=== RECORDED INFORMATION ===

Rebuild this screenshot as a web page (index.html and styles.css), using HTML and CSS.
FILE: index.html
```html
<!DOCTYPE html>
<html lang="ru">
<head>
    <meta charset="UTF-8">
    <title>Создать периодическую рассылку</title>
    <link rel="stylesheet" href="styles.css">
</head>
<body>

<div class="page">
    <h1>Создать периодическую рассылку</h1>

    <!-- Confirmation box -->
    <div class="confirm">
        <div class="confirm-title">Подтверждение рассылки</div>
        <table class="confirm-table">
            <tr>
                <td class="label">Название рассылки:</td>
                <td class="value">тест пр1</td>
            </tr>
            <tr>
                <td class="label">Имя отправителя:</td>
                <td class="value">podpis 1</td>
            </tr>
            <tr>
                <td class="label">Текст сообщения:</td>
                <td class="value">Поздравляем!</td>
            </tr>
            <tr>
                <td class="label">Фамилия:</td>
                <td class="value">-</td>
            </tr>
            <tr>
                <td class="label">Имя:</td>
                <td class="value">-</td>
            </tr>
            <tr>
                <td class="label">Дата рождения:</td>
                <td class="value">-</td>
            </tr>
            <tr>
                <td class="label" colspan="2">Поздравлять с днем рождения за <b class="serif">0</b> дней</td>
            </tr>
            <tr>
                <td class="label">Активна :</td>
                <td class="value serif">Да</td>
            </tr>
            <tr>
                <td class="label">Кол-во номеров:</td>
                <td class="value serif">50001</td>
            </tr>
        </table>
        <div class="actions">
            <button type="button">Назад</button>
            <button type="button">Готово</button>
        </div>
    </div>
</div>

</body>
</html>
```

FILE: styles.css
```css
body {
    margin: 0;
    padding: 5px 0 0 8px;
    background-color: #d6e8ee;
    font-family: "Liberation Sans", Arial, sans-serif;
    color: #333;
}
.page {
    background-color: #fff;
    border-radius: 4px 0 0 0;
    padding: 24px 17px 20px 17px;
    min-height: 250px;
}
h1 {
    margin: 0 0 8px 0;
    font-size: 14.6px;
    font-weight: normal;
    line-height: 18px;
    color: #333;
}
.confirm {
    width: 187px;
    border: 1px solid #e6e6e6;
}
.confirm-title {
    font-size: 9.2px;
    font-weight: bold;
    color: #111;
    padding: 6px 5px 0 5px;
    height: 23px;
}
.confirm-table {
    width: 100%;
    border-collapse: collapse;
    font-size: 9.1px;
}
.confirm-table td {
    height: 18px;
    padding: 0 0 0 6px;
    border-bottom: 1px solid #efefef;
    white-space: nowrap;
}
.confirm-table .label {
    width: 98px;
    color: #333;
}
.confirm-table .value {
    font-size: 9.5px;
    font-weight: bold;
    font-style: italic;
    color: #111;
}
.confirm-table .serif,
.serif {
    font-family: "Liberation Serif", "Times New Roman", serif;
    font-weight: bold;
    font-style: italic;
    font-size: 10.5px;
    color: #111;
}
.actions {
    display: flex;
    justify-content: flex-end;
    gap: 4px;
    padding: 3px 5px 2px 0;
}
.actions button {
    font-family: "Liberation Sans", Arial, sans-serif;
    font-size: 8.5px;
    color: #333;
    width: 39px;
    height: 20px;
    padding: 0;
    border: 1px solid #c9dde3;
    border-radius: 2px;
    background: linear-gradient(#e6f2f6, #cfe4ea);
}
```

===

• [WORK TO COMPLETE]:
Quote the material exactly, leaving nothing out.

• [ANSWER TO THIS PROBLEM]:
Rebuild this screenshot as a web page (index.html and styles.css), using HTML and CSS.
FILE: index.html
```html
<!DOCTYPE html>
<html lang="ru">
<head>
    <meta charset="UTF-8">
    <title>Создать периодическую рассылку</title>
    <link rel="stylesheet" href="styles.css">
</head>
<body>

<div class="page">
    <h1>Создать периодическую рассылку</h1>

    <!-- Confirmation box -->
    <div class="confirm">
        <div class="confirm-title">Подтверждение рассылки</div>
        <table class="confirm-table">
            <tr>
                <td class="label">Название рассылки:</td>
                <td class="value">тест пр1</td>
            </tr>
            <tr>
                <td class="label">Имя отправителя:</td>
                <td class="value">podpis 1</td>
            </tr>
            <tr>
                <td class="label">Текст сообщения:</td>
                <td class="value">Поздравляем!</td>
            </tr>
            <tr>
                <td class="label">Фамилия:</td>
                <td class="value">-</td>
            </tr>
            <tr>
                <td class="label">Имя:</td>
                <td class="value">-</td>
            </tr>
            <tr>
                <td class="label">Дата рождения:</td>
                <td class="value">-</td>
            </tr>
            <tr>
                <td class="label" colspan="2">Поздравлять с днем рождения за <b class="serif">0</b> дней</td>
            </tr>
            <tr>
                <td class="label">Активна :</td>
                <td class="value serif">Да</td>
            </tr>
            <tr>
                <td class="label">Кол-во номеров:</td>
                <td class="value serif">50001</td>
            </tr>
        </table>
        <div class="actions">
            <button type="button">Назад</button>
            <button type="button">Готово</button>
        </div>
    </div>
</div>

</body>
</html>
```

FILE: styles.css
```css
body {
    margin: 0;
    padding: 5px 0 0 8px;
    background-color: #d6e8ee;
    font-family: "Liberation Sans", Arial, sans-serif;
    color: #333;
}
.page {
    background-color: #fff;
    border-radius: 4px 0 0 0;
    padding: 24px 17px 20px 17px;
    min-height: 250px;
}
h1 {
    margin: 0 0 8px 0;
    font-size: 14.6px;
    font-weight: normal;
    line-height: 18px;
    color: #333;
}
.confirm {
    width: 187px;
    border: 1px solid #e6e6e6;
}
.confirm-title {
    font-size: 9.2px;
    font-weight: bold;
    color: #111;
    padding: 6px 5px 0 5px;
    height: 23px;
}
.confirm-table {
    width: 100%;
    border-collapse: collapse;
    font-size: 9.1px;
}
.confirm-table td {
    height: 18px;
    padding: 0 0 0 6px;
    border-bottom: 1px solid #efefef;
    white-space: nowrap;
}
.confirm-table .label {
    width: 98px;
    color: #333;
}
.confirm-table .value {
    font-size: 9.5px;
    font-weight: bold;
    font-style: italic;
    color: #111;
}
.confirm-table .serif,
.serif {
    font-family: "Liberation Serif", "Times New Roman", serif;
    font-weight: bold;
    font-style: italic;
    font-size: 10.5px;
    color: #111;
}
.actions {
    display: flex;
    justify-content: flex-end;
    gap: 4px;
    padding: 3px 5px 2px 0;
}
.actions button {
    font-family: "Liberation Sans", Arial, sans-serif;
    font-size: 8.5px;
    color: #333;
    width: 39px;
    height: 20px;
    padding: 0;
    border: 1px solid #c9dde3;
    border-radius: 2px;
    background: linear-gradient(#e6f2f6, #cfe4ea);
}
```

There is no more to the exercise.